**GOAL OF THE EXERCISE**
With the pictures left out, copy the listing below exactly.

**RECORDED DATA**
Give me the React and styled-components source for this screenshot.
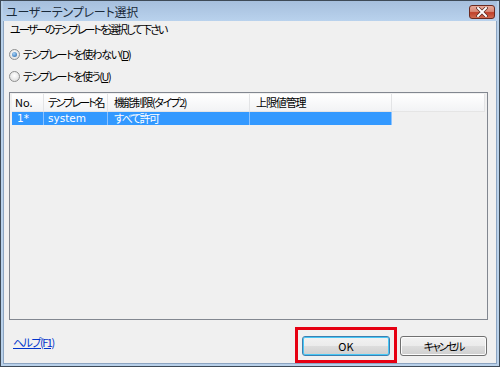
import React from "react";
import styled, { createGlobalStyle } from "styled-components";

const Global = createGlobalStyle`
  html, body { margin: 0; padding: 0; background: #f0f0f0; }
  body { font-family: "Noto Sans CJK JP", "Noto Sans", sans-serif; font-size: 12px; color: #000; }
  * { box-sizing: border-box; }
`;

const Window = styled.div`
  position: relative;
  width: 500px;
  height: 367px;
  display: flex;
  flex-direction: column;
  border: 1px solid #3e4a57;
  background: #b9d1ea;
  padding: 0 2px 2px 2px;
`;

const TitleBar = styled.div`
  height: 20px;
  display: flex;
  align-items: center;
  justify-content: space-between;
  padding: 0 2px 0 3px;
  background: linear-gradient(#a6bfdd, #b9d2ed);
  font-feature-settings: "palt";
  font-size: 12px;
  color: #1a2a3a;
  letter-spacing: -0.2px;
`;

const CloseBtn = styled.div`
  width: 26px;
  height: 14px;
  margin-top: 1px;
  border: 1px solid #6b2a20;
  border-radius: 3px;
  background: linear-gradient(#e8a898 0%, #d88a78 45%, #c0402a 55%, #d06a50 100%);
  display: flex;
  align-items: center;
  justify-content: center;
`;

const Body = styled.div`
  flex: 1;
  display: flex;
  flex-direction: column;
  background: #f0f0f0;
  border: 1px solid #8da5c2;
  border-top: none;
  padding: 0 8px 0 5px;
  font-feature-settings: "palt";
`;

const Prompt = styled.div`
  height: 16px;
  line-height: 16px;
  padding-left: 1px;
  font-size: 11px;
  letter-spacing: -2px;
`;

const RadioRow = styled.label`
  display: flex;
  align-items: center;
  gap: 3px;
  height: 14px;
  margin-top: ${(p) => p.$top}px;
  font-size: 11px;
  letter-spacing: -1.4px;
`;

const RadioDot = styled.span`
  width: 11px;
  height: 11px;
  flex: none;
  border-radius: 50%;
  border: 1px solid #8e8f8f;
  background: radial-gradient(circle at 50% 40%, #ffffff, #d8d8d8);
  display: flex;
  align-items: center;
  justify-content: center;
  &::after {
    content: "";
    display: ${(p) => (p.$on ? "block" : "none")};
    width: 5px;
    height: 5px;
    border-radius: 50%;
    background: radial-gradient(circle at 40% 35%, #a8d4f8, #1b5fa8);
  }
`;

const Under = styled.span`
  text-decoration: underline;
`;

const ListBox = styled.div`
  margin-top: 9px;
  height: 228px;
  border: 1px solid #828790;
  background: #f0f0f0;
  padding: 1px 2px;
  display: flex;
  flex-direction: column;
`;

const Row = styled.div`
  display: grid;
  grid-template-columns: 32px 64px 142px 142px 1fr;
  height: ${(p) => (p.$header ? 18 : 13)}px;
`;

const HeadCell = styled.div`
  background: linear-gradient(#ffffff, #f2f3f5);
  border-right: 1px solid #e3e4e6;
  border-bottom: 1px solid #e5e5e5;
  padding-left: ${(p) => p.$pad || 4}px;
  line-height: 17px;
  font-size: 11px;
  letter-spacing: ${(p) => p.$ls || 0}px;
  white-space: nowrap;
  overflow: hidden;
`;

const Cell = styled.div`
  background: ${(p) => (p.$sel ? "#3399ff" : "transparent")};
  color: #fff;
  border-right: 1px solid ${(p) => (p.$sel ? "#8cc3ff" : "transparent")};
  padding-left: ${(p) => p.$pad || 4}px;
  line-height: 13px;
  font-size: ${(p) => (p.$latin ? 10.5 : 11)}px;
  letter-spacing: ${(p) => p.$ls || 0}px;
  white-space: nowrap;
  font-family: ${(p) => (p.$latin ? '"DejaVu Sans", sans-serif' : "inherit")};
`;

const Footer = styled.div`
  flex: 1;
  display: flex;
  align-items: center;
  justify-content: space-between;
  padding: 0 1px 0 4px;
`;

const HelpLink = styled.a`
  color: #0033cc;
  text-decoration: underline;
  font-size: 11px;
  letter-spacing: -1.5px;
  cursor: pointer;
`;

const Buttons = styled.div`
  display: flex;
  gap: 10px;
  margin-top: 9px;
`;

const Button = styled.button`
  width: ${(p) => p.$w}px;
  height: 20px;
  border-radius: 3px;
  border: 1px solid ${(p) => (p.$default ? "#3c7fb1" : "#707070")};
  box-shadow: ${(p) => (p.$default ? "inset 0 0 0 1px #48c7f5" : "inset 0 0 0 1px #fcfcfc")};
  background: linear-gradient(#f2f2f2 0%, #ebebeb 50%, #dddddd 51%, #cfcfcf 100%);
  font-family: "Noto Sans CJK JP", sans-serif;
  font-feature-settings: "palt";
  font-size: 11px;
  letter-spacing: ${(p) => p.$ls || 0}px;
  padding: 0;
  color: #000;
`;

const Highlight = styled.div`
  position: absolute;
  left: 294px;
  top: 326px;
  width: 102px;
  height: 36px;
  border: 3px solid #e60012;
  pointer-events: none;
`;

export default function App() {
  return (
    <>
      <Global />
      <Window>
        <TitleBar>
          <span>ユーザーテンプレート選択</span>
          <CloseBtn>
            <svg width="12" height="10" viewBox="0 0 12 10">
              <path d="M2 1 L10 9 M10 1 L2 9" stroke="#5a2a22" strokeWidth="3.4" strokeLinecap="square" />
              <path d="M2 1 L10 9 M10 1 L2 9" stroke="#ffffff" strokeWidth="2" strokeLinecap="square" />
            </svg>
          </CloseBtn>
        </TitleBar>
        <Body>
          <Prompt>ユーザーのテンプレートを選択して下さい</Prompt>
          <RadioRow $top={10}>
            <RadioDot $on />
            <span>
              テンプレートを使わない(<Under>D</Under>)
            </span>
          </RadioRow>
          <RadioRow $top={8}>
            <RadioDot />
            <span>
              テンプレートを使う(<Under>U</Under>)
            </span>
          </RadioRow>
          <ListBox>
            <Row $header>
              <HeadCell $pad={3}>No.</HeadCell>
              <HeadCell $ls={-2}>テンプレート名</HeadCell>
              <HeadCell $pad={6} $ls={-1.5}>機能制限(タイプ2)</HeadCell>
              <HeadCell $pad={6} $ls={-1.1}>上限値管理</HeadCell>
              <HeadCell />
            </Row>
            <Row>
              <Cell $sel $latin $pad={5}>1*</Cell>
              <Cell $sel $latin>system</Cell>
              <Cell $sel $pad={6} $ls={-1.5}>すべて許可</Cell>
              <Cell $sel />
              <Cell />
            </Row>
          </ListBox>
          <Footer>
            <HelpLink>ヘルプ(F1)</HelpLink>
            <Buttons>
              <Button $default $w={88}>OK</Button>
              <Button $w={87} $ls={-2}>キャンセル</Button>
            </Buttons>
          </Footer>
        </Body>
        <Highlight />
      </Window>
    </>
  );
}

**RESPONSE TO THIS EXERCISE**
Give me the React and styled-components source for this screenshot.
import React from "react";
import styled, { createGlobalStyle } from "styled-components";

const Global = createGlobalStyle`
  html, body { margin: 0; padding: 0; background: #f0f0f0; }
  body { font-family: "Noto Sans CJK JP", "Noto Sans", sans-serif; font-size: 12px; color: #000; }
  * { box-sizing: border-box; }
`;

const Window = styled.div`
  position: relative;
  width: 500px;
  height: 367px;
  display: flex;
  flex-direction: column;
  border: 1px solid #3e4a57;
  background: #b9d1ea;
  padding: 0 2px 2px 2px;
`;

const TitleBar = styled.div`
  height: 20px;
  display: flex;
  align-items: center;
  justify-content: space-between;
  padding: 0 2px 0 3px;
  background: linear-gradient(#a6bfdd, #b9d2ed);
  font-feature-settings: "palt";
  font-size: 12px;
  color: #1a2a3a;
  letter-spacing: -0.2px;
`;

const CloseBtn = styled.div`
  width: 26px;
  height: 14px;
  margin-top: 1px;
  border: 1px solid #6b2a20;
  border-radius: 3px;
  background: linear-gradient(#e8a898 0%, #d88a78 45%, #c0402a 55%, #d06a50 100%);
  display: flex;
  align-items: center;
  justify-content: center;
`;

const Body = styled.div`
  flex: 1;
  display: flex;
  flex-direction: column;
  background: #f0f0f0;
  border: 1px solid #8da5c2;
  border-top: none;
  padding: 0 8px 0 5px;
  font-feature-settings: "palt";
`;

const Prompt = styled.div`
  height: 16px;
  line-height: 16px;
  padding-left: 1px;
  font-size: 11px;
  letter-spacing: -2px;
`;

const RadioRow = styled.label`
  display: flex;
  align-items: center;
  gap: 3px;
  height: 14px;
  margin-top: ${(p) => p.$top}px;
  font-size: 11px;
  letter-spacing: -1.4px;
`;

const RadioDot = styled.span`
  width: 11px;
  height: 11px;
  flex: none;
  border-radius: 50%;
  border: 1px solid #8e8f8f;
  background: radial-gradient(circle at 50% 40%, #ffffff, #d8d8d8);
  display: flex;
  align-items: center;
  justify-content: center;
  &::after {
    content: "";
    display: ${(p) => (p.$on ? "block" : "none")};
    width: 5px;
    height: 5px;
    border-radius: 50%;
    background: radial-gradient(circle at 40% 35%, #a8d4f8, #1b5fa8);
  }
`;

const Under = styled.span`
  text-decoration: underline;
`;

const ListBox = styled.div`
  margin-top: 9px;
  height: 228px;
  border: 1px solid #828790;
  background: #f0f0f0;
  padding: 1px 2px;
  display: flex;
  flex-direction: column;
`;

const Row = styled.div`
  display: grid;
  grid-template-columns: 32px 64px 142px 142px 1fr;
  height: ${(p) => (p.$header ? 18 : 13)}px;
`;

const HeadCell = styled.div`
  background: linear-gradient(#ffffff, #f2f3f5);
  border-right: 1px solid #e3e4e6;
  border-bottom: 1px solid #e5e5e5;
  padding-left: ${(p) => p.$pad || 4}px;
  line-height: 17px;
  font-size: 11px;
  letter-spacing: ${(p) => p.$ls || 0}px;
  white-space: nowrap;
  overflow: hidden;
`;

const Cell = styled.div`
  background: ${(p) => (p.$sel ? "#3399ff" : "transparent")};
  color: #fff;
  border-right: 1px solid ${(p) => (p.$sel ? "#8cc3ff" : "transparent")};
  padding-left: ${(p) => p.$pad || 4}px;
  line-height: 13px;
  font-size: ${(p) => (p.$latin ? 10.5 : 11)}px;
  letter-spacing: ${(p) => p.$ls || 0}px;
  white-space: nowrap;
  font-family: ${(p) => (p.$latin ? '"DejaVu Sans", sans-serif' : "inherit")};
`;

const Footer = styled.div`
  flex: 1;
  display: flex;
  align-items: center;
  justify-content: space-between;
  padding: 0 1px 0 4px;
`;

const HelpLink = styled.a`
  color: #0033cc;
  text-decoration: underline;
  font-size: 11px;
  letter-spacing: -1.5px;
  cursor: pointer;
`;

const Buttons = styled.div`
  display: flex;
  gap: 10px;
  margin-top: 9px;
`;

const Button = styled.button`
  width: ${(p) => p.$w}px;
  height: 20px;
  border-radius: 3px;
  border: 1px solid ${(p) => (p.$default ? "#3c7fb1" : "#707070")};
  box-shadow: ${(p) => (p.$default ? "inset 0 0 0 1px #48c7f5" : "inset 0 0 0 1px #fcfcfc")};
  background: linear-gradient(#f2f2f2 0%, #ebebeb 50%, #dddddd 51%, #cfcfcf 100%);
  font-family: "Noto Sans CJK JP", sans-serif;
  font-feature-settings: "palt";
  font-size: 11px;
  letter-spacing: ${(p) => p.$ls || 0}px;
  padding: 0;
  color: #000;
`;

const Highlight = styled.div`
  position: absolute;
  left: 294px;
  top: 326px;
  width: 102px;
  height: 36px;
  border: 3px solid #e60012;
  pointer-events: none;
`;

export default function App() {
  return (
    <>
      <Global />
      <Window>
        <TitleBar>
          <span>ユーザーテンプレート選択</span>
          <CloseBtn>
            <svg width="12" height="10" viewBox="0 0 12 10">
              <path d="M2 1 L10 9 M10 1 L2 9" stroke="#5a2a22" strokeWidth="3.4" strokeLinecap="square" />
              <path d="M2 1 L10 9 M10 1 L2 9" stroke="#ffffff" strokeWidth="2" strokeLinecap="square" />
            </svg>
          </CloseBtn>
        </TitleBar>
        <Body>
          <Prompt>ユーザーのテンプレートを選択して下さい</Prompt>
          <RadioRow $top={10}>
            <RadioDot $on />
            <span>
              テンプレートを使わない(<Under>D</Under>)
            </span>
          </RadioRow>
          <RadioRow $top={8}>
            <RadioDot />
            <span>
              テンプレートを使う(<Under>U</Under>)
            </span>
          </RadioRow>
          <ListBox>
            <Row $header>
              <HeadCell $pad={3}>No.</HeadCell>
              <HeadCell $ls={-2}>テンプレート名</HeadCell>
              <HeadCell $pad={6} $ls={-1.5}>機能制限(タイプ2)</HeadCell>
              <HeadCell $pad={6} $ls={-1.1}>上限値管理</HeadCell>
              <HeadCell />
            </Row>
            <Row>
              <Cell $sel $latin $pad={5}>1*</Cell>
              <Cell $sel $latin>system</Cell>
              <Cell $sel $pad={6} $ls={-1.5}>すべて許可</Cell>
              <Cell $sel />
              <Cell />
            </Row>
          </ListBox>
          <Footer>
            <HelpLink>ヘルプ(F1)</HelpLink>
            <Buttons>
              <Button $default $w={88}>OK</Button>
              <Button $w={87} $ls={-2}>キャンセル</Button>
            </Buttons>
          </Footer>
        </Body>
        <Highlight />
      </Window>
    </>
  );
}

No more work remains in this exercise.